Я спросила о двух знакомых в Соловках 11 . Она сказала, что теперь в Соловках хорошо. Переменили администрацию. А кто в [неразборчиво написанное слово. — М. Г.] — тот, значит, работает и сам вроде как в администрации.
Потом она спрашивала, правда ли, что Ян страшный монархист. Я сказала, нет, ничего страшного. Он примет всякую власть, кроме большевицкой.
Она выразила сожаление, что Ян не в России теперь. Я сказала, что он большевизм не переносит, как я кошек, что в Одессе, где мы ощутили его всей кожей, он чуть не заболел от одного вида большевиков.
Потом она стала расспрашивать, правда ли, что он писал такие злобные статьи?
— Это не злоба. Это пафос. Мы белые и никогда не изменим тем, кто пал в борьбе с большевиками.
— То есть как не изменим?
— Вы ведь от Каляева не отрекались.
— Но Россия выше всего.
— Нет, кое что есть выше России, — сказала я, когда поезд уже тронулся.
Меня охватило грустное чувство. Может быть, хорошо, что наше свидание длилось только час. Я рада, что видела Ек. П. Теперь я знаю, что она не переменилась, что по-прежнему она не способна ни на что дурное сознательно, но «живя в нужнике, ко многому принюхаешься». […] В ней самой появилось спокойствие, она пополнела, отчего глаза уменьшились и стали менее красивы. Но лицо молодое. Работает в Кр. Кр. даром. Получает от Ал. М. [Горького. — М. Г.] 100 рубл. на себя и 100 руб. на мать — на это и живет. Скупо ей дает Ал. Мак. Голос у нее все такой же приятный. И флюиды от нее приятные, но все же было очень грустно.
Да, она еще сказала, стоя на платформе:
— Я надеялась, что Ив. Ал. приедет с вами, я тогда скорее почувствовала бы его. Я его больше всех люблю, как писателя.
— Он боялся вас скомпрометировать, а то бы приехал.
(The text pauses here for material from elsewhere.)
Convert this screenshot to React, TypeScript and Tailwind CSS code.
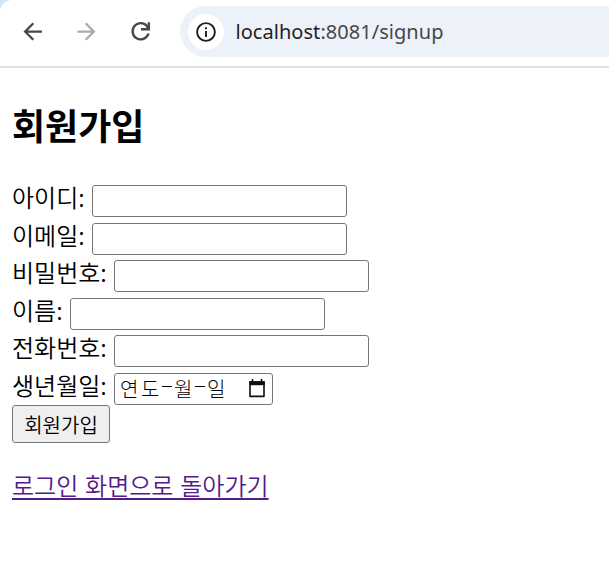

— Где лучше остановиться в Париже, где нет русских? Могут быть там неприятности.
— В центре. Пасси — русский центр, — сказала я.
6 дек./24 ноября.
[…] Ян чувствует себя плохо, тревожно. Беспокоит будущее. Денег мало. Как проживем в Париже? Говорили об издательстве в Белграде. Что послать? «Избранные рассказы», «Окаянные дни», «Книжку новых рассказов»? На вечер надежды мало. Да и кто будет продавать билеты?